We specialize in the study of soft structures that self-assemble
from the liquid state. The self-assembled nature of these structures
has important consequences-they form spontaneously and do not
require machining or lithography. The structure need not be permanently
fixed; it can be altered by changing external variables such as
temperature, pressure, and electric fields. Subtle changes in
the external variables could lead to profound changes in the mechanical,
optical and electrical properties of the material if they are
accompanied by a microstructural transition. These changes could
be accomplished repeatedly and reversibly if the structures are
at equilibrium. These materials thus have the potential of performing
complex functions, if we can understand the physical origins of
their complex responses and control them to produce useful results.
Our program is concerned with both synthesis and characterization
of soft polymer materials.

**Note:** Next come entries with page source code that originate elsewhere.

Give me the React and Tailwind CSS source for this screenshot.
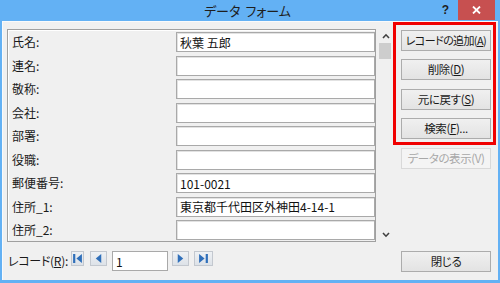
import { useState } from 'react';

const fields = [
  { label: '氏名:', value: '秋葉 五郎' },
  { label: '連名:', value: '' },
  { label: '敬称:', value: '' },
  { label: '会社:', value: '' },
  { label: '部署:', value: '' },
  { label: '役職:', value: '' },
  { label: '郵便番号:', value: '101-0021' },
  { label: '住所_1:', value: '東京都千代田区外神田4-14-1' },
  { label: '住所_2:', value: '' },
];

const font = { fontFamily: '"Noto Sans CJK JP", "Noto Sans", sans-serif', fontFeatureSettings: '"palt"' };

function Btn({ children, className = '', disabled, tight }) {
  return (
    <button
      disabled={disabled}
      className={`w-[90px] h-[21px] flex items-center justify-center whitespace-nowrap leading-none border ${
        tight ? 'text-[11px] tracking-[-0.6px]' : 'text-[11.5px] tracking-[-0.4px]'
      } ${
        disabled ? 'border-[#d9d9d9] bg-[#f4f4f4] text-[#a8a8a8]' : 'border-[#acacac] bg-gradient-to-b from-[#f0f0f0] to-[#e3e3e3] text-[#1a1a1a]'
      } ${className}`}
    >
      {children}
    </button>
  );
}

function NavBtn({ w, children }) {
  return (
    <button className={`${w} h-[15px] flex items-center justify-center border border-[#c3c8cf] bg-gradient-to-b from-[#eef1f4] to-[#dde2e8]`}>
      <svg width="11" height="11" viewBox="0 0 10 10" fill="#2f6fba">{children}</svg>
    </button>
  );
}

function Chevron({ up }) {
  return (
    <svg width="8" height="6" viewBox="0 0 8 6" fill="none" stroke="#404040" strokeWidth="1.6">
      {up ? <path d="M1 5 L4 1.8 L7 5" /> : <path d="M1 1 L4 4.2 L7 1" />}
    </svg>
  );
}

export default function App() {
  const [values, setValues] = useState(fields.map(f => f.value));

  return (
    <div className="w-[500px] h-[283px] bg-[#63b1f4] flex flex-col overflow-hidden" style={font}>
      {/* title bar */}
      <div className="h-[21px] flex items-start shrink-0">
        <div className="flex-1 basis-0" />
        <div className="pt-[3px] flex gap-[5px] text-[13px] leading-[15px] text-[#1e1e1e] whitespace-nowrap">
          <span>データ</span>
          <span>フォーム</span>
        </div>
        <div className="flex-1 basis-0 flex justify-end items-start pr-[5px]">
          <span className="mt-[3px] mr-[9px] text-[12px] leading-[14px] font-bold text-[#1e1e1e]" style={{ fontFamily: '"Liberation Sans", sans-serif' }}>?</span>
          <div className="w-[37px] h-[20px] bg-[#c75050] flex items-center justify-center">
            <svg width="9" height="8" viewBox="0 0 9 8" stroke="#fff" strokeWidth="1.8">
              <path d="M1 0.5 L8 7.5 M8 0.5 L1 7.5" />
            </svg>
          </div>
        </div>
      </div>

      {/* body */}
      <div className="flex-1 mx-[2px] mb-[3px] bg-[#f0f0f0] border-t border-l border-[#f9fafb] flex items-start pl-[4px]">
        {/* left column */}
        <div className="w-[386px] pt-[7px] flex flex-col">
          <div className="flex items-stretch">
            <div className="w-[369px] h-[213px] border border-[#a0a0a0] shadow-[inset_1px_1px_0_#ffffff] pt-[2px]">
              <div className="flex flex-col gap-y-[3.5px]">
                {fields.map((f, i) => (
                  <div key={f.label} className="flex items-center h-[20px]">
                    <div className="w-[168px] pl-[4px] text-[12px] leading-none text-[#1a1a1a] whitespace-nowrap">{f.label}</div>
                    <input
                      value={values[i]}
                      onChange={e => setValues(values.map((v, j) => (j === i ? e.target.value : v)))}
                      className="w-[199px] h-[20px] bg-white border border-[#a9a9a9] shadow-[inset_1px_1px_0_#e2e2e2] px-[3px] text-[12px] leading-none text-[#111] outline-none"
                      style={font}
                    />
                  </div>
                ))}
              </div>
            </div>
            {/* scrollbar */}
            <div className="w-[15px] ml-[2px] h-[213px] flex flex-col items-center">
              <div className="h-[14px] flex items-center justify-center"><Chevron up /></div>
              <div className="w-[12px] h-[16px] bg-[#cdcdcd] -ml-[1px]" />
              <div className="flex-1" />
              <div className="h-[14px] flex items-center justify-center"><Chevron /></div>
            </div>
          </div>

          {/* record navigation */}
          <div className="mt-[9px] flex items-start pl-[1px]">
            <div className="w-[63px] h-[20px] flex items-center text-[12px] tracking-[-0.3px] leading-none text-[#1a1a1a] whitespace-nowrap">
              レコード(<u>R</u>):
            </div>
            <NavBtn w="w-[13px]"><path d="M1 1h2v8H1z M9 1 L4 5 L9 9z" /></NavBtn>
            <div className="ml-[6px]"><NavBtn w="w-[17px]"><path d="M7.5 1 L2.5 5 L7.5 9z" /></NavBtn></div>
            <input
              defaultValue="1"
              className="ml-[5px] w-[56px] h-[20px] bg-white border border-[#a9a9a9] px-[3px] text-[12px] leading-none text-[#111] outline-none"
              style={font}
            />
            <div className="ml-[4px]"><NavBtn w="w-[17px]"><path d="M2.5 1 L7.5 5 L2.5 9z" /></NavBtn></div>
            <div className="ml-[5px]"><NavBtn w="w-[19px]"><path d="M1 1 L6 5 L1 9z M7 1h2v8H7z" /></NavBtn></div>
          </div>
        </div>

        {/* right column */}
        <div className="flex flex-col">
          <div className="w-[103px] border-[3px] border-[#f00000] pt-[5px] pl-[5px] pr-[2px] pb-[3px] flex flex-col">
            <Btn tight>レコードの追加(<u>A</u>)</Btn>
            <Btn className="mt-[8px]">削除(<u>D</u>)</Btn>
            <Btn className="mt-[9px]">元に戻す(<u>S</u>)</Btn>
            <Btn className="mt-[8px]">検索(<u>F</u>)...</Btn>
          </div>
          <Btn disabled className="ml-[8px] mt-[3px]">データの表示(V)</Btn>
          <Btn className="ml-[8px] mt-[82px]">閉じる</Btn>
        </div>
      </div>
    </div>
  );
}
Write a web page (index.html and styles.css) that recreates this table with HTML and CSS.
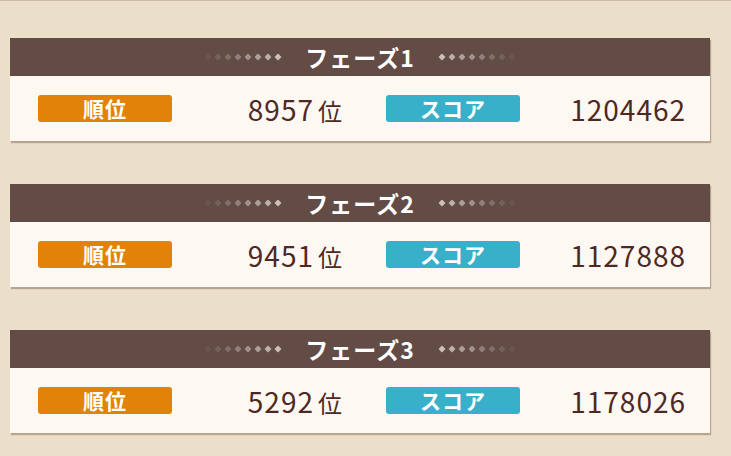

We measure their response to changes
in external variables by a variety of in-situ probes such as small
angle neutron scattering and depolarized light scattering. Our
objective is to develop a fundamental understanding of the relationship
between the measured response and the molecular structure of the
components that comprise our system.
Interdisciplinary
Laboratory for Soft Condensed Matter Studies
In
July 2000, my students and I took upon the task of building an
inter-disciplinary laboratory for synthesis and characterization
of soft condensed matter. Making these facilities available to
other groups at Berkeley and neighboring institutions, and establishing
long-term collaborations was an important goal of this endeavor.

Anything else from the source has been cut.